たとえば古事記では「伊邪那美神は、火の神を生みたまいしに因りて、遂に神避りたまいき」と描かれます。これは伊邪那岐とともに日本列島を生み出した最後に、伊邪那美が火山を産んで火傷して、黄泉の国に下ったという神話です。
つまり、火山活動は神をも死に至らしめるものと見られているのです。それに対し、古事記の二千年近くも前に記されたこの詩篇では、この世界の天変地異をはるか上から支配する主 (ヤハウェ) の圧倒的な「威光」と「力」が歌われています。
ときおりの自然災害は、すべてが平穏に守られること当たり前ではないことを示す、神を恐れることへの招きとも言えます。
3節では、「川はとどろかせています」と三度も同じ言葉が繰り返され、大洪水の恐ろしさが描かれます。
イザヤ8章7、8節ではユーフラテス川の氾濫が、アッシリア帝国の包囲がエルサレムの首にまで達することにたとえられています。
同時に、「その広げた翼は、インマヌエルよ、あなたの地をおおい尽くす」と、絶対絶命の危機下で神の救いの御手がインマヌエル(神は私たちとともにおられる)として示されると描かれています。
そして4節では3節2行目の「轟音」と同じことばを用いて「大水の轟音(とどろき)にまさり 力強い海の波にもまさって 主 (ヤハウェ) は力に満ちておられます。いと高き所で」と、神が天の神の御座からこの世界を確実に支配していることが歌われます。5節の「あなたの証し」とは複数形ですが、それはこの広大な宇宙や美しい地上の景色、また歴史に現わされた神のみわざの数々を指します。
先の92篇6節にあったように「無思慮な者」「愚か者」には、その不思議が理解できないだけです。

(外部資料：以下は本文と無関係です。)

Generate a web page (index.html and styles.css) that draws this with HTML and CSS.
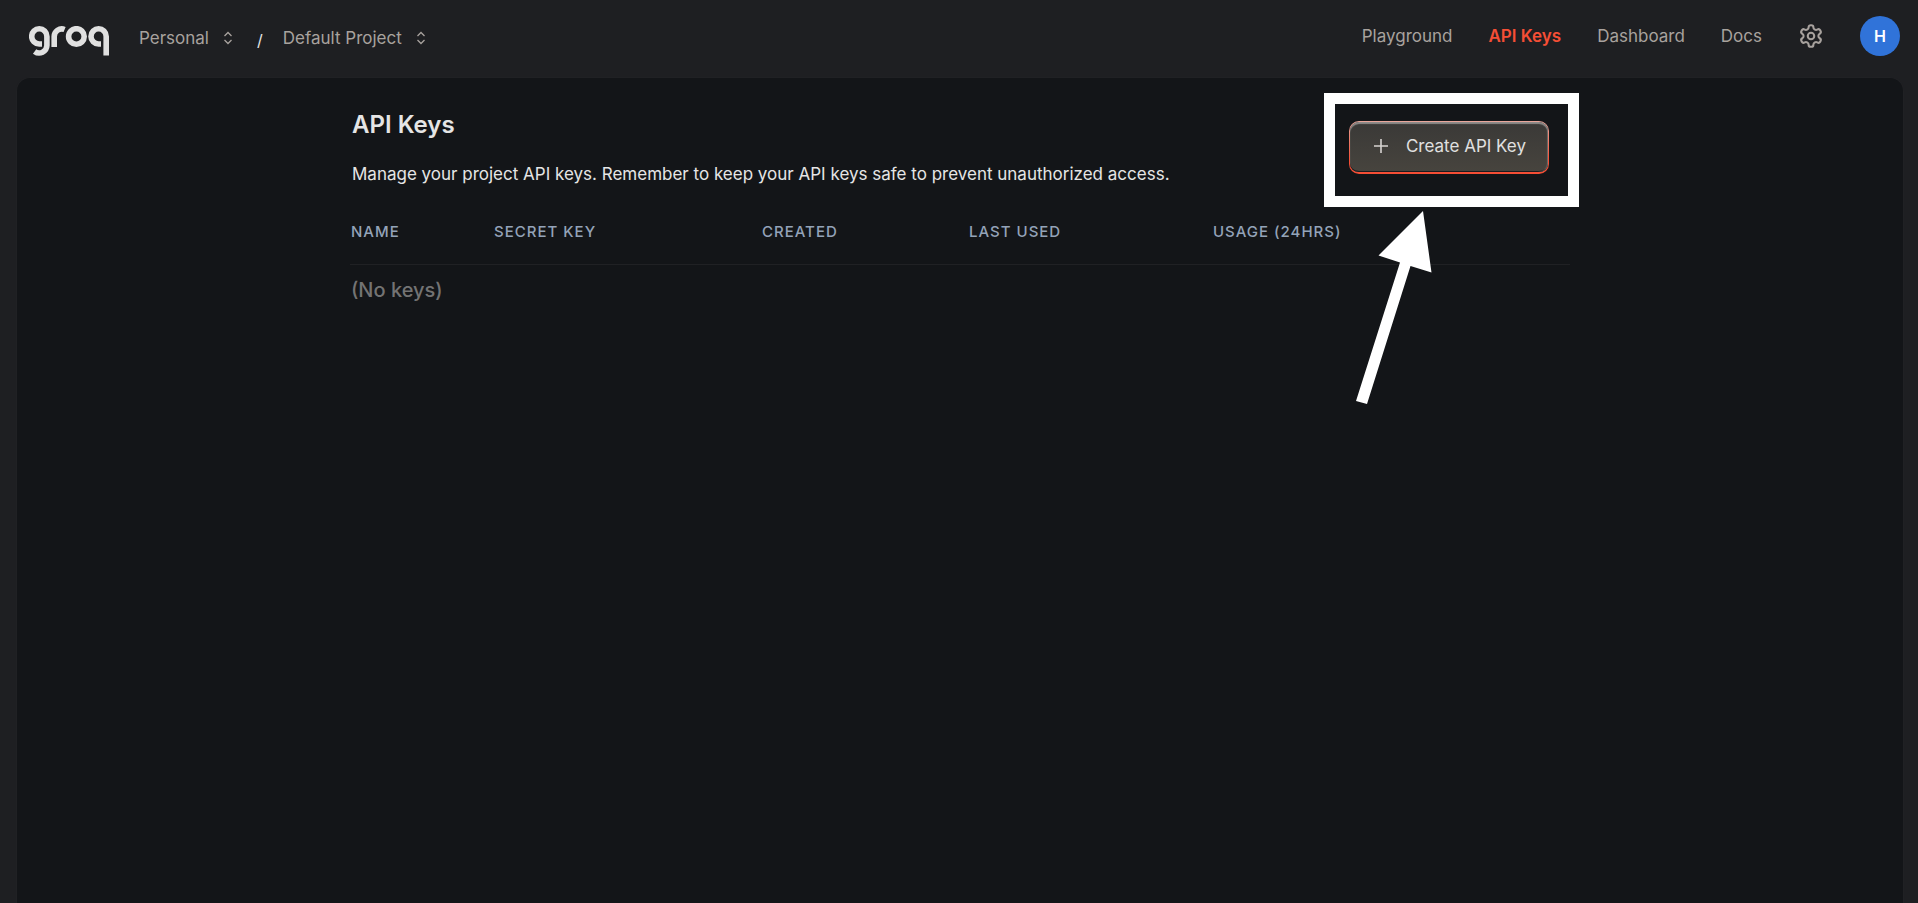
FILE: index.html
```html
<!DOCTYPE html>
<html lang="en">
<head>
  <meta charset="UTF-8" />
  <meta name="viewport" content="width=device-width, initial-scale=1.0" />
  <title>API Keys - Groq</title>
  <link rel="stylesheet" href="styles.css">
</head>
<body>
  <header class="topbar">
    <div class="topbar-left">
      <a class="logo" href="#" aria-label="groq">
        <svg width="80" height="31" viewBox="0 0 80 31" fill="none" stroke="#e0e0e0" stroke-width="5.6">
          <path d="M13 18H10.3A7.6 7.6 0 1 1 17.9 10.4V19.5A7.7 7.7 0 0 1 5.6 25.4" />
          <path d="M25.2 21V10.6A7.6 7.6 0 0 1 35.6 3.5" />
          <circle cx="47.4" cy="10.5" r="7.8" />
          <path d="M72 18H69.6A7.6 7.6 0 1 1 77.2 10.4V29.6" />
        </svg>
      </a>
      <div class="switcher">
        <select class="switcher-select" aria-label="Organization">
          <option>Personal</option>
        </select>
        <svg class="switcher-icon" width="10" height="14" viewBox="0 0 10 14" fill="none" stroke="#a8a29e" stroke-width="1.3">
          <path d="M1.5 5L5 1.5L8.5 5M1.5 9L5 12.5L8.5 9" />
        </svg>
      </div>
      <span class="slash">/</span>
      <div class="switcher">
        <select class="switcher-select" aria-label="Project">
          <option>Default Project</option>
        </select>
        <svg class="switcher-icon" width="10" height="14" viewBox="0 0 10 14" fill="none" stroke="#a8a29e" stroke-width="1.3">
          <path d="M1.5 5L5 1.5L8.5 5M1.5 9L5 12.5L8.5 9" />
        </svg>
      </div>
    </div>
    <nav class="topbar-nav">
      <a href="#">Playground</a>
      <a href="#" class="active">API Keys</a>
      <a href="#">Dashboard</a>
      <a href="#">Docs</a>
      <button class="icon-btn" aria-label="Settings">
        <svg width="26" height="26" viewBox="0 0 24 24" fill="none" stroke="#a8a29e" stroke-width="1.9" stroke-linecap="round" stroke-linejoin="round">
          <path d="M12.22 2h-.44a2 2 0 0 0-2 2v.18a2 2 0 0 1-1 1.73l-.43.25a2 2 0 0 1-2 0l-.15-.08a2 2 0 0 0-2.73.73l-.22.38a2 2 0 0 0 .73 2.73l.15.1a2 2 0 0 1 1 1.72v.51a2 2 0 0 1-1 1.74l-.15.09a2 2 0 0 0-.73 2.73l.22.38a2 2 0 0 0 2.73.73l.15-.08a2 2 0 0 1 2 0l.43.25a2 2 0 0 1 1 1.73V20a2 2 0 0 0 2 2h.44a2 2 0 0 0 2-2v-.18a2 2 0 0 1 1-1.73l.43-.25a2 2 0 0 1 2 0l.15.08a2 2 0 0 0 2.73-.73l.22-.39a2 2 0 0 0-.73-2.73l-.15-.08a2 2 0 0 1-1-1.74v-.5a2 2 0 0 1 1-1.74l.15-.09a2 2 0 0 0 .73-2.73l-.22-.38a2 2 0 0 0-2.73-.73l-.15.08a2 2 0 0 1-2 0l-.43-.25a2 2 0 0 1-1-1.73V4a2 2 0 0 0-2-2z" />
          <circle cx="12" cy="12" r="3" />
        </svg>
      </button>
      <button class="avatar" aria-label="Account">H</button>
    </nav>
  </header>

  <main class="panel">
    <div class="content">
      <div class="page-head">
        <div>
          <h1>API Keys</h1>
          <p>Manage your project API keys. Remember to keep your API keys safe to prevent unauthorized access.</p>
        </div>
        <div class="create">
          <button class="create-btn">
            <svg width="14" height="14" viewBox="0 0 14 14" stroke="#d6d3d1" stroke-width="1.6">
              <path d="M7 0V14M0 7H14" />
            </svg>
            Create API Key
          </button>
          <div class="highlight"></div>
          <svg class="arrow" width="78" height="194" viewBox="0 0 78 194" fill="#fff">
            <path d="M68 0L76.500 61.500L55.500 55L12 193L1 190L45 51.500L23.500 44.500Z" />
          </svg>
        </div>
      </div>

      <table class="keys">
        <thead>
          <tr>
            <th class="col-name">Name</th>
            <th class="col-secret">Secret Key</th>
            <th class="col-created">Created</th>
            <th class="col-used">Last Used</th>
            <th>Usage (24hrs)</th>
          </tr>
        </thead>
        <tbody>
          <tr>
            <td colspan="5">(No keys)</td>
          </tr>
        </tbody>
      </table>
    </div>
  </main>
</body>
</html>
```
FILE: styles.css
```css
* {
  box-sizing: border-box;
}
body {
  margin: 0;
  min-height: 100vh;
  display: flex;
  flex-direction: column;
  background-color: #1e1f22;
  color: #e5e5e5;
  font-family: Inter, sans-serif;
  font-size: 18px;
}
button,
select {
  font-family: inherit;
  cursor: pointer;
}
.topbar {
  display: flex;
  justify-content: space-between;
  align-items: flex-start;
  padding: 16px 18px 0 29px;
  height: 77px;
}
.topbar-left {
  display: flex;
  align-items: center;
  margin-top: 6px;
  height: 32px;
}
.logo {
  display: flex;
  margin: 6px 30px 0 0;
}
.switcher {
  display: flex;
  align-items: center;
  gap: 14px;
}
.switcher-select {
  appearance: none;
  padding: 0;
  border: none;
  background: none;
  color: #a8a29e;
  font-size: 17px;
}
.slash {
  margin: 4px 20px 0 24px;
  font-size: 16px;
}
.topbar-nav {
  display: flex;
  align-items: center;
  gap: 36px;
}
.topbar-nav a {
  color: #a8a29e;
  font-size: 17px;
  text-decoration: none;
}
.topbar-nav a.active {
  color: #f54e35;
  font-weight: 600;
}
.icon-btn {
  display: flex;
  padding: 0;
  border: none;
  background: none;
}
.avatar {
  width: 40px;
  height: 40px;
  padding: 0;
  border: none;
  border-radius: 50%;
  background-color: #3073d9;
  color: #fff;
  font-size: 16px;
  font-weight: 600;
}
.panel {
  flex: 1;
  margin: 0 14px 0 16px;
  padding: 28px 24px;
  border: 1px solid #202124;
  border-bottom: none;
  border-radius: 14px 14px 0 0;
  background-color: #131518;
}
.content {
  max-width: 1220px;
  margin: 0 auto;
}
.page-head {
  display: flex;
  justify-content: space-between;
  padding: 0 21px 0 2px;
}
h1 {
  margin: 4px 0 18px;
  font-size: 24px;
  font-weight: 600;
  line-height: 30px;
}
p {
  margin: 0;
  font-size: 17px;
  line-height: 32px;
}
.create {
  position: relative;
  height: 53px;
  margin-top: 15px;
}
.create-btn {
  display: flex;
  align-items: center;
  gap: 18px;
  height: 53px;
  padding: 0 22px 2px 24px;
  border: 1px solid transparent;
  border-bottom-width: 2px;
  border-radius: 10px;
  background:
    linear-gradient(#3a3937, #47443e) padding-box,
    linear-gradient(#e9a79c, #f54e35 75%) border-box;
  box-shadow: inset 0 2px 1px #8d8b89, inset -1px 0 1px #6b6966, inset 0 -1px 0 #131518;
  color: #e0e0e0;
  font-size: 17px;
}
/* callout around the create button */
.highlight {
  position: absolute;
  inset: -28px -30px -33px -25px;
  border: 11px solid #fff;
  pointer-events: none;
}
.arrow {
  position: absolute;
  left: 6px;
  top: 90px;
  pointer-events: none;
}
.keys {
  width: 100%;
  margin-top: 30px;
  border-collapse: collapse;
  table-layout: fixed;
  text-align: left;
}
.keys th {
  padding: 0 1px 20px;
  border-bottom: 1px solid #202124;
  color: #94a3b8;
  font-size: 15px;
  font-weight: 500;
  line-height: 24px;
  letter-spacing: 1px;
  text-transform: uppercase;
}
.keys td {
  padding: 12px 1px;
  color: #737373;
  font-size: 20px;
  font-weight: 500;
  line-height: 26px;
}
.col-name {
  width: 143px;
}
.col-secret {
  width: 268px;
}
.col-created {
  width: 207px;
}
.col-used {
  width: 244px;
}
```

そして続けて、「あなたの家には」とエルサレム神殿のことが示唆され、そこが「聖なる」美しさによって飾られているようすが描かれています。そして最後に、「主 (ヤハウェ) よ いつまでも」と閉じられますが、これは2節で繰り返された主のご支配の永遠性を歌ったものです。

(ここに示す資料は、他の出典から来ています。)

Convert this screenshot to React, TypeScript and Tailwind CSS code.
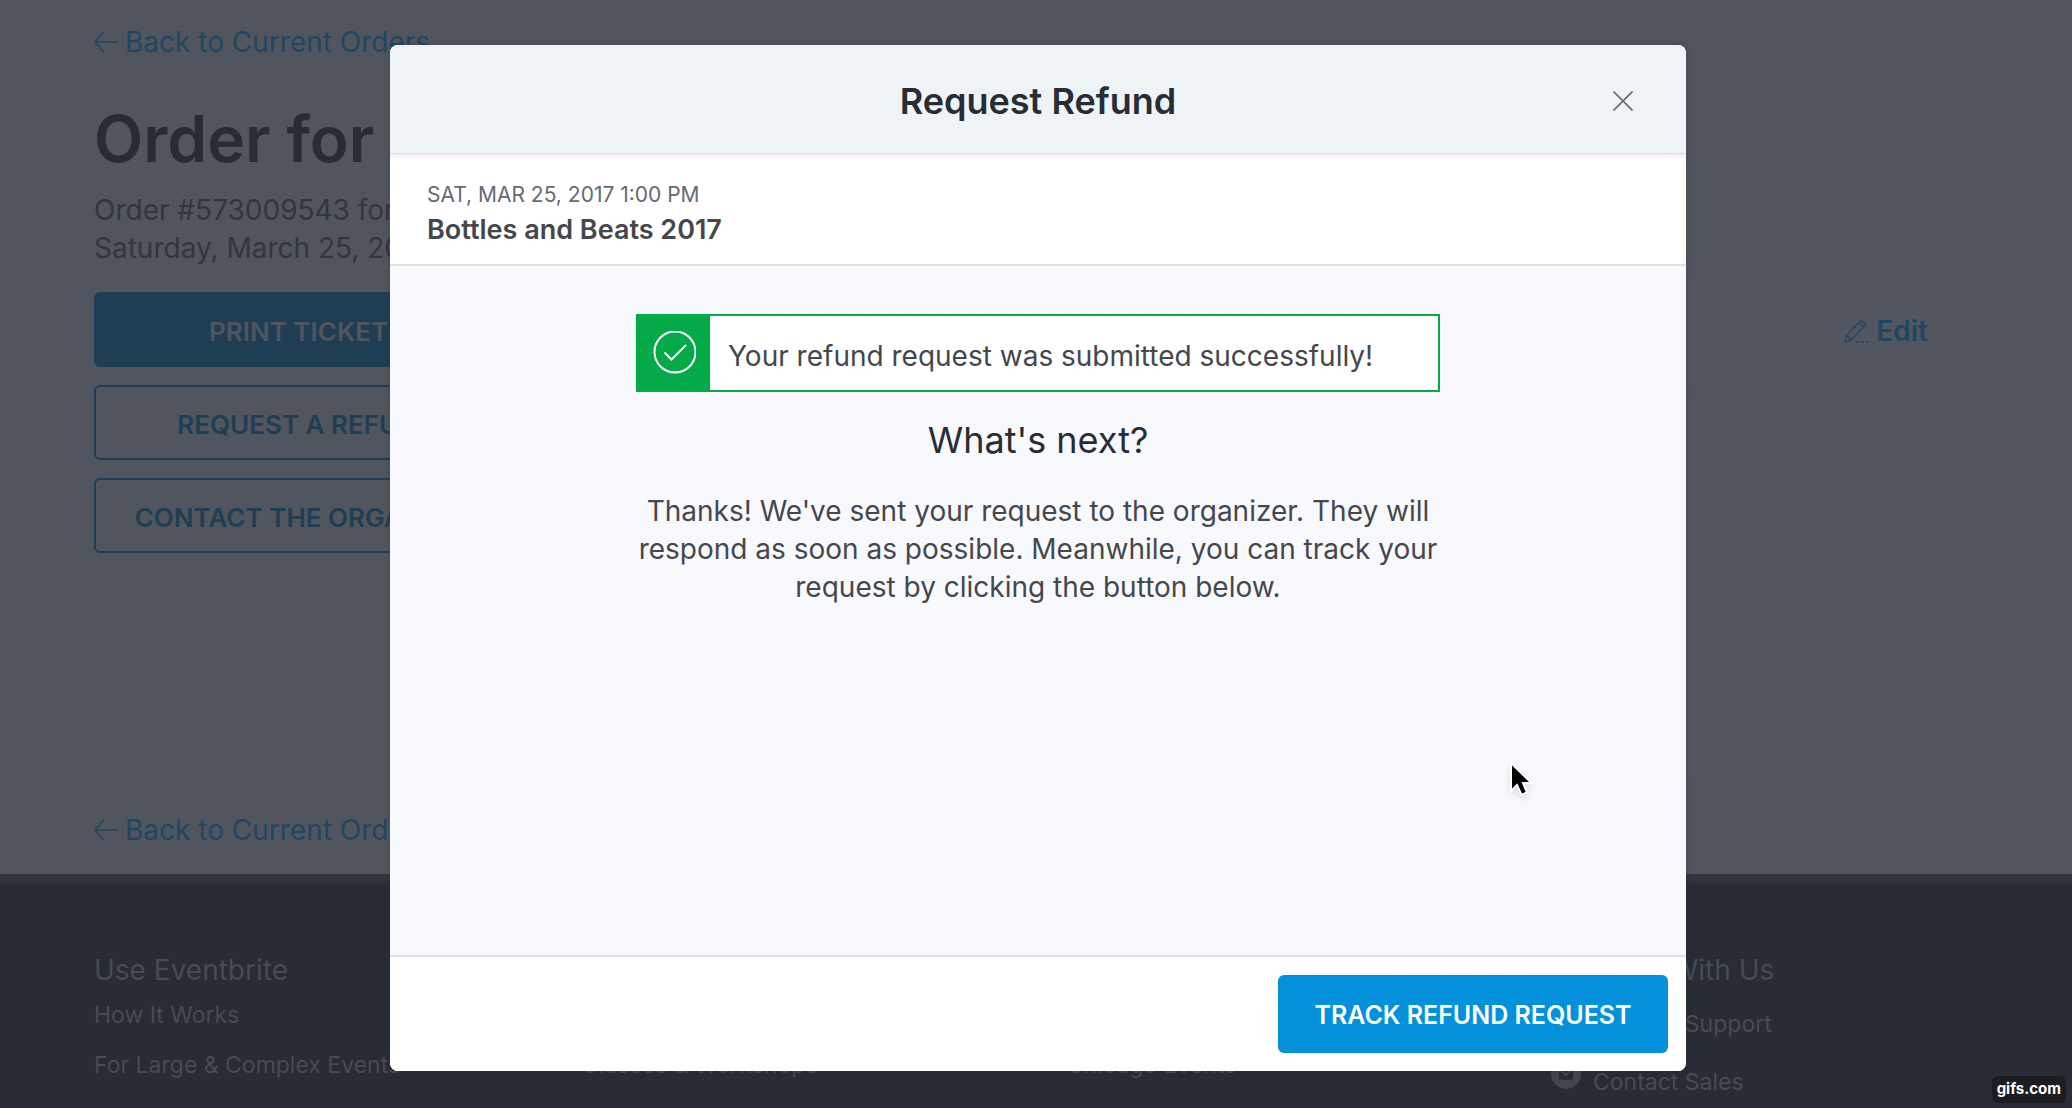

私たちは、置かれている世界の揺るぎやすさを体験して初めて、すべての安心や安全が当たり前ではなく、神の圧倒的なあわれみのご支配の賜物と理解できるのです。
【祈り】主よ、あなたが全世界の王として、この世界を堅く立てていてくださることを感謝します。自分の世界が崩れ落ちるような恐怖を味わうことがあっても、それを通して、神の永遠のご支配が、この世界を保ち続けていることを覚えられますように。